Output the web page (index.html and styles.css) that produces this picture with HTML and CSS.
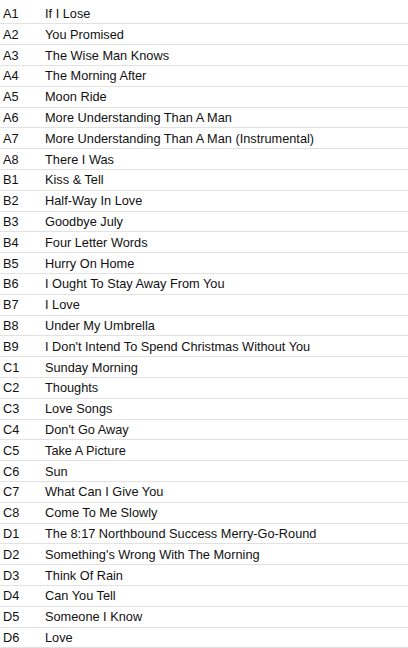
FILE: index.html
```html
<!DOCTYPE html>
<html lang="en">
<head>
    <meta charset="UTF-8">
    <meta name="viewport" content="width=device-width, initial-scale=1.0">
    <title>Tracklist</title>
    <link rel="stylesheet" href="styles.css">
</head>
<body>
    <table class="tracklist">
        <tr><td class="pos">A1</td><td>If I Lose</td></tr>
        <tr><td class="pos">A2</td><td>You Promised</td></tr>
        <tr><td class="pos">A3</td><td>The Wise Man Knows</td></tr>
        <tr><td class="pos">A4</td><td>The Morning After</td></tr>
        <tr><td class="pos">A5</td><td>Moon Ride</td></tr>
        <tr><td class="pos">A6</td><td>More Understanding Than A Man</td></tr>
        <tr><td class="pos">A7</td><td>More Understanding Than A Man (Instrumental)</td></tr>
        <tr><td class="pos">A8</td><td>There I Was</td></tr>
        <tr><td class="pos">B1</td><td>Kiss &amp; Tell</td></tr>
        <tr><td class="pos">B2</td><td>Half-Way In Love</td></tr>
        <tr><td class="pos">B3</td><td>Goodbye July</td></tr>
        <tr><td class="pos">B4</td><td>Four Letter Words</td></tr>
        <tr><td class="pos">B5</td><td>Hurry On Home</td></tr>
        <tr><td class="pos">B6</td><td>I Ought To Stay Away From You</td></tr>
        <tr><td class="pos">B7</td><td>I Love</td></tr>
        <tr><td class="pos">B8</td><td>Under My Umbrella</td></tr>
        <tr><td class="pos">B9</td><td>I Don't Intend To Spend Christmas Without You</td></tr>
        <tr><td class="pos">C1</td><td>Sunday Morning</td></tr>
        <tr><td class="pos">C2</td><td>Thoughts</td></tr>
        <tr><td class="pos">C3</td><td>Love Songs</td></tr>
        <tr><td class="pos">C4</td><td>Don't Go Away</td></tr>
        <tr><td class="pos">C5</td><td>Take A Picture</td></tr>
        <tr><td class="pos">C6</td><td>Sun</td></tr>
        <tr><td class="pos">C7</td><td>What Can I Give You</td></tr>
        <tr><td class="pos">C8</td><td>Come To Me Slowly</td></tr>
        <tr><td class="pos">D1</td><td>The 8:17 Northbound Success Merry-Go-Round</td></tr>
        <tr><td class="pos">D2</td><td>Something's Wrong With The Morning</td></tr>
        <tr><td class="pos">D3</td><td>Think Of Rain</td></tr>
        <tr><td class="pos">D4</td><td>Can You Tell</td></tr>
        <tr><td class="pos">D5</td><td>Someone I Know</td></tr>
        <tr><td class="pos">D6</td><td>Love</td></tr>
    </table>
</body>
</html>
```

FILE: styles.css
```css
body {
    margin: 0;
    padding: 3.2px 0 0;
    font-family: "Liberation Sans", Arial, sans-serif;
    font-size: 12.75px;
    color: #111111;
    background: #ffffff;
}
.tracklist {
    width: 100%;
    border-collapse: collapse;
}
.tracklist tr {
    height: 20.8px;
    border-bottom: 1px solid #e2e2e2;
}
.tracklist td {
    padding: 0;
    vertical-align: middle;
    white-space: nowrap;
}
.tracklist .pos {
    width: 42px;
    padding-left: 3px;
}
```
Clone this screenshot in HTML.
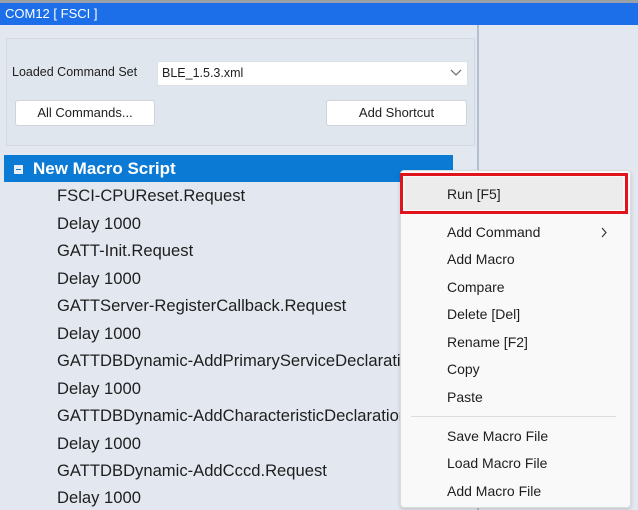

----

**The problem**
Pictures are excluded; repeat every record exactly.

**Result of the task**
Output the web page (index.html and styles.css) that produces this picture with HTML and CSS.
FILE: index.html
```html
<!DOCTYPE html>
<html lang="en">
<head>
    <meta charset="UTF-8">
    <meta name="viewport" content="width=device-width, initial-scale=1.0">
    <title>Tracklist</title>
    <link rel="stylesheet" href="styles.css">
</head>
<body>
    <table class="tracklist">
        <tr><td class="pos">A1</td><td>If I Lose</td></tr>
        <tr><td class="pos">A2</td><td>You Promised</td></tr>
        <tr><td class="pos">A3</td><td>The Wise Man Knows</td></tr>
        <tr><td class="pos">A4</td><td>The Morning After</td></tr>
        <tr><td class="pos">A5</td><td>Moon Ride</td></tr>
        <tr><td class="pos">A6</td><td>More Understanding Than A Man</td></tr>
        <tr><td class="pos">A7</td><td>More Understanding Than A Man (Instrumental)</td></tr>
        <tr><td class="pos">A8</td><td>There I Was</td></tr>
        <tr><td class="pos">B1</td><td>Kiss &amp; Tell</td></tr>
        <tr><td class="pos">B2</td><td>Half-Way In Love</td></tr>
        <tr><td class="pos">B3</td><td>Goodbye July</td></tr>
        <tr><td class="pos">B4</td><td>Four Letter Words</td></tr>
        <tr><td class="pos">B5</td><td>Hurry On Home</td></tr>
        <tr><td class="pos">B6</td><td>I Ought To Stay Away From You</td></tr>
        <tr><td class="pos">B7</td><td>I Love</td></tr>
        <tr><td class="pos">B8</td><td>Under My Umbrella</td></tr>
        <tr><td class="pos">B9</td><td>I Don't Intend To Spend Christmas Without You</td></tr>
        <tr><td class="pos">C1</td><td>Sunday Morning</td></tr>
        <tr><td class="pos">C2</td><td>Thoughts</td></tr>
        <tr><td class="pos">C3</td><td>Love Songs</td></tr>
        <tr><td class="pos">C4</td><td>Don't Go Away</td></tr>
        <tr><td class="pos">C5</td><td>Take A Picture</td></tr>
        <tr><td class="pos">C6</td><td>Sun</td></tr>
        <tr><td class="pos">C7</td><td>What Can I Give You</td></tr>
        <tr><td class="pos">C8</td><td>Come To Me Slowly</td></tr>
        <tr><td class="pos">D1</td><td>The 8:17 Northbound Success Merry-Go-Round</td></tr>
        <tr><td class="pos">D2</td><td>Something's Wrong With The Morning</td></tr>
        <tr><td class="pos">D3</td><td>Think Of Rain</td></tr>
        <tr><td class="pos">D4</td><td>Can You Tell</td></tr>
        <tr><td class="pos">D5</td><td>Someone I Know</td></tr>
        <tr><td class="pos">D6</td><td>Love</td></tr>
    </table>
</body>
</html>
```

FILE: styles.css
```css
body {
    margin: 0;
    padding: 3.2px 0 0;
    font-family: "Liberation Sans", Arial, sans-serif;
    font-size: 12.75px;
    color: #111111;
    background: #ffffff;
}
.tracklist {
    width: 100%;
    border-collapse: collapse;
}
.tracklist tr {
    height: 20.8px;
    border-bottom: 1px solid #e2e2e2;
}
.tracklist td {
    padding: 0;
    vertical-align: middle;
    white-space: nowrap;
}
.tracklist .pos {
    width: 42px;
    padding-left: 3px;
}
```
Clone this screenshot in HTML.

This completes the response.